A conservative attorney rumored as a potential top cabinet appointee for president-elect Donald Trump issued a stark warning to New York Attorney General Letitia James on Thursday.
“Let me just say this to ‘Big Tish’ James, the New York attorney general: I dare you. I dare you to try to continue your lawfare against President Trump in his second term because listen here, sweetheart, we’re not messing around this time,” Mike Davis, the former chief counsel for nominations on the Senate Judiciary Committee, said.
The threat was then crystallized with a body-shaming insult about the Empire State’s top law enforcement official.
“We will put your fat a–– in prison for conspiracy against rights,” Davis said during an appearance on “The Benny Show,” the eponymous YouTube program hosted by conservative columnist Benny Johnson.
James, a Democrat, has been a constant and expensive thorn in Trump’s side during the interregnum-like Joe Biden presidency – but her interest in the 45th and 47th president goes back much further.

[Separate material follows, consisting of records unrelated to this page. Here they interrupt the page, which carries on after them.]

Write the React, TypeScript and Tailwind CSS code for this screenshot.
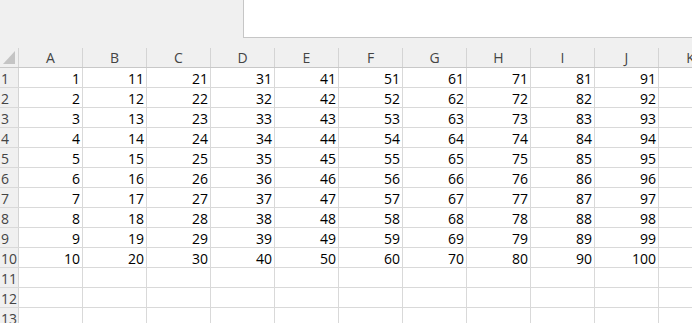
const cols = ["A", "B", "C", "D", "E", "F", "G", "H", "I", "J", "K"];
const rows = Array.from({ length: 13 }, (_, i) => i + 1);

export default function App() {
  return (
    <div
      className="h-[323px] w-[692px] overflow-hidden bg-white text-[14px]"
      style={{ fontFamily: '"Open Sans", "Liberation Sans", sans-serif' }}
    >
      <div className="flex h-[48px] bg-[#f0f0f0]">
        <div className="w-[243px]" />
        <div className="h-[38px] flex-1 border-b border-l border-[#c6c6c6] bg-white" />
      </div>

      <div className="flex h-[20px] border-b border-[#c8c8c8] bg-[#f0f0f0] text-[#444]">
        <div className="relative w-[19px] shrink-0 border-r border-[#d4d4d4]">
          <svg className="absolute left-[3px] top-[3px]" width="12" height="13" viewBox="0 0 12 13">
            <polygon points="12,0 12,13 0,13" fill="#c4c4c4" />
          </svg>
        </div>
        {cols.map((c) => (
          <div
            key={c}
            className="flex w-[64px] shrink-0 items-center justify-center border-r border-[#d4d4d4] leading-none"
          >
            {c}
          </div>
        ))}
      </div>

      {rows.map((r) => (
        <div key={r} className="flex h-[20px] border-b border-[#d9d9d9]">
          <div className="flex w-[19px] shrink-0 items-end border-r border-[#d4d4d4] bg-[#f0f0f0] pb-[1px] pl-[1px] leading-none text-[#444]">
            {r}
          </div>
          {cols.map((c, ci) => (
            <div
              key={c}
              className="flex w-[64px] shrink-0 items-end justify-end border-r border-[#d9d9d9] pb-[1px] pr-[2px] leading-none text-black"
            >
              {r <= 10 && ci < 10 ? ci * 10 + r : ""}
            </div>
          ))}
        </div>
      ))}
    </div>
  );
}
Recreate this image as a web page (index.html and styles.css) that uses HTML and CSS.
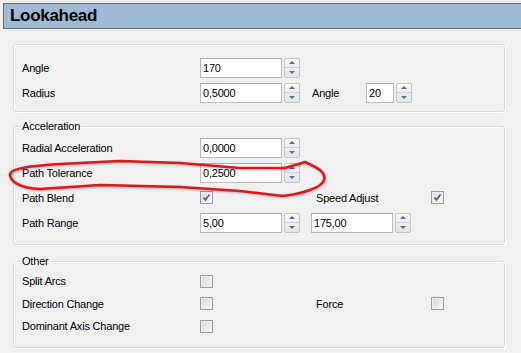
FILE: index.html
```html
<!DOCTYPE html>
<html lang="en">
<head>
    <meta charset="UTF-8">
    <title>Lookahead</title>
    <link rel="stylesheet" href="styles.css">
</head>
<body>
    <div class="titlebar">Lookahead</div>

    <fieldset class="group first">
        <div class="row">
            <span class="label">Angle</span>
            <div class="spin"><input type="text" value="170"><span class="spinner"><i class="up"></i><i class="down"></i></span></div>
        </div>
        <div class="row">
            <span class="label">Radius</span>
            <div class="spin"><input type="text" value="0,5000"><span class="spinner"><i class="up"></i><i class="down"></i></span></div>
            <span class="label second-angle">Angle</span>
            <div class="spin small"><input type="text" value="20"><span class="spinner"><i class="up"></i><i class="down"></i></span></div>
        </div>
    </fieldset>

    <fieldset class="group">
        <legend>Acceleration</legend>
        <div class="row">
            <span class="label">Radial Acceleration</span>
            <div class="spin"><input type="text" value="0,0000"><span class="spinner"><i class="up"></i><i class="down"></i></span></div>
        </div>
        <div class="row">
            <span class="label">Path Tolerance</span>
            <div class="spin"><input type="text" value="0,2500"><span class="spinner"><i class="up"></i><i class="down"></i></span></div>
        </div>
        <div class="row">
            <span class="label">Path Blend</span>
            <span class="check checked"><svg viewBox="0 0 9 9" width="9" height="9"><path d="M1.5 4.5 L3.5 7 L7.5 1.5" fill="none" stroke="#3c5a9a" stroke-width="1.6"/></svg></span>
            <span class="label pair">Speed Adjust</span>
            <span class="check checked"><svg viewBox="0 0 9 9" width="9" height="9"><path d="M1.5 4.5 L3.5 7 L7.5 1.5" fill="none" stroke="#3c5a9a" stroke-width="1.6"/></svg></span>
        </div>
        <div class="row">
            <span class="label">Path Range</span>
            <div class="spin"><input type="text" value="5,00"><span class="spinner"><i class="up"></i><i class="down"></i></span></div>
            <div class="spin range-end"><input type="text" value="175,00"><span class="spinner"><i class="up"></i><i class="down"></i></span></div>
        </div>
    </fieldset>

    <fieldset class="group other">
        <legend>Other</legend>
        <div class="row short">
            <span class="label">Split Arcs</span>
            <span class="check"></span>
        </div>
        <div class="row short">
            <span class="label">Direction Change</span>
            <span class="check"></span>
            <span class="label pair">Force</span>
            <span class="check"></span>
        </div>
        <div class="row short">
            <span class="label">Dominant Axis Change</span>
            <span class="check"></span>
        </div>
    </fieldset>

    <!-- hand-drawn highlight around Path Tolerance -->
    <svg class="scribble" width="521" height="353" viewBox="0 0 521 353">
        <path d="M10 174 C12 168 30 166 60 164 L120 161 L180 163 L240 168 L285 168 L305 162 C318 168 326 172 324 180 C322 188 300 194 283 196 L240 191 L180 187 L100 185 L40 189 C20 188 10 182 10 174 Z"
              fill="none" stroke="#e0181a" stroke-width="2.6" stroke-linejoin="round"/>
    </svg>
</body>
</html>
```

FILE: styles.css
```css
body {
    margin: 0;
    background-color: #f0f0f0;
    font-family: "Liberation Sans", Arial, sans-serif;
    font-size: 11px;
    letter-spacing: -0.2px;
    color: #000;
    width: 521px;
    height: 353px;
    overflow: hidden;
    position: relative;
}

.titlebar {
    margin: 3px 0 0 3px;
    height: 24px;
    line-height: 24px;
    padding-left: 6px;
    background-color: #9fbad5;
    border: 1px solid #6e6e6e;
    border-right: none;
    font-size: 17px;
    font-weight: bold;
    letter-spacing: -0.3px;
}

.group {
    margin: 7px 16px 0 13px;
    padding: 2px 8px 9px;
    border: 1px solid #d5dfe5;
    border-radius: 3px;
    box-shadow: inset 1px 1px 0 #fff, 1px 1px 0 #fff;
}

.group.first {
    margin-top: 15px;
    padding-top: 10px;
    padding-bottom: 6px;
}

.group.other {
    margin-top: 9px;
}

.group legend {
    padding: 0 1px;
    margin-left: -1px;
    line-height: 14px;
}

.row {
    display: flex;
    align-items: center;
    height: 25px;
}

.row.short {
    height: 22.5px;
}

.label {
    width: 178px;
    flex-shrink: 0;
}

.label.second-angle {
    width: 54px;
    margin-left: 12px;
}

.label.pair {
    width: 115px;
    margin-left: 103px;
}

.spin {
    display: flex;
    gap: 2px;
    height: 20px;
}

.spin input {
    width: 82px;
    height: 20px;
    box-sizing: border-box;
    margin: 0;
    padding: 0 2px;
    border: 1px solid #b9bcc1;
    border-top-color: #a6a9ae;
    background: #fff;
    font-family: inherit;
    font-size: 11px;
    letter-spacing: -0.2px;
    color: #000;
}

.spin.small input {
    width: 28px;
}

.range-end {
    margin-left: 11px;
}

.spinner {
    width: 16px;
    height: 20px;
    box-sizing: border-box;
    border: 1px solid #c3c6ca;
    border-radius: 2px;
    background: linear-gradient(#f7f7f7, #e4e4e4);
    display: flex;
    flex-direction: column;
}

.spinner i {
    flex: 1;
    display: flex;
    align-items: center;
    justify-content: center;
}

.spinner i.up {
    border-bottom: 1px solid #d0d2d5;
}

.spinner i::after {
    content: "";
    width: 0;
    height: 0;
    border-left: 3px solid transparent;
    border-right: 3px solid transparent;
}

.spinner i.up::after {
    border-bottom: 3px solid #55699a;
}

.spinner i.down::after {
    border-top: 3px solid #55699a;
}

.check {
    width: 13px;
    height: 13px;
    box-sizing: border-box;
    border: 1px solid #9b9b9b;
    background: linear-gradient(135deg, #d6d6d6, #f8f8f8);
    box-shadow: inset 0 0 0 1px #eeeeee;
    display: flex;
    align-items: center;
    justify-content: center;
    flex-shrink: 0;
}

.check.checked {
    background: linear-gradient(135deg, #dedede, #fafafa);
}

.scribble {
    position: absolute;
    left: 0;
    top: 0;
    pointer-events: none;
    filter: drop-shadow(1px 1px 1px rgba(0, 0, 0, 0.25));
}
```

An underlying investigation by James’ office dates back to 2019 and is premised on sworn congressional testimony from Trump’s former friend and fixer Michael Cohen in 2019. Under questioning by Rep. Alexandria Ocasio-Cortez, D-N.Y., Cohen claimed the Trump Organization inflated assets to insurance companies and that the company’s tax returns likely contained similar financial improprieties.
A $250 million civil fraud lawsuit was brought against Trump, his children, and the Trump Organization by James in September 2022.
Fast-forward a year or so.
In September 2023, the former and forthcoming president, Donald Trump, Jr., Eric Trump, several of their top lieutenants, and various corporate organizations that comprise the Trump family business were found to have committed fraud by a Manhattan judge on a series of motions for summary judgment filed by James and her office. The court also saw fit to issue costly cancellations of numerous licenses that allowed the Trumps to do business in New York State. Additionally, several of Trump’s attorneys were personally sanctioned $7,500 each for making frivolous arguments orally and in motions.
A bench trial — a trial without a jury — on the extent of liability was held between October and December 2023. In February, New York Supreme Court Justice Arthur Engoron arrived at a penalty just shy of the $370 million the state had asked for in January.
As the bills, substantial civil fines with crushing amounts of interest in this case, came due, Trump and his lawyers on one side battled it out with James, her fellow lawyers, and Engoron on the other.
As the case wore on, James threatened to seize Trump’s assets; Trump said James was violating the law by trying to collect on the verdict by sidestepping procedure; Engoron rebuffed efforts to slow the process down. Then, after Trump posted a bond to appeal the verdict, James asked the court to rule the bond was simply not good enough but Trump pushed back, eventually catching a break this spring.
On appeal, Trump and his namesake business empire seem likely to fare much better.
During a hearing in late September, Trump’s arguments received a much warmer reception from the court than those essayed by James’ office. One judge on the New York Supreme Court’s Appellate Division, First Department said the “immense penalty” issued against the Trump Organization in the case was “troubling.”
Since then, the court has given no indication of a resolution – though a substantial paring back of the verdict appears to be probable.
And, then, on Nov. 5, Trump handily dispatched Vice President Kamala Harris with a lopsided victory in the electoral college.
Now, Trump and his allies are signaling the gloves are off.
Davis, who previously clerked for Supreme Court Justice Neil Gorsuch and now runs an organization that advocates for appointing conservative movement judges, has been bandied about as a potential Trump White House attorney general pick in a recent story by the Wall Street Journal. That report also said Trumpworld was looking at Davis “for another legal-related post in the administration.”
While Davis jokingly shrugged off the Journal’s report in a post on X (formerly Twitter), his aggressive stance towards James suggests he expects to play some sort of role in the incoming administration.
“I promise you,” Davis continued. “Think long and hard before you wanna violate President Trump’s constitutional rights or any other American’s constitutional rights. It’s not gonna happen again.”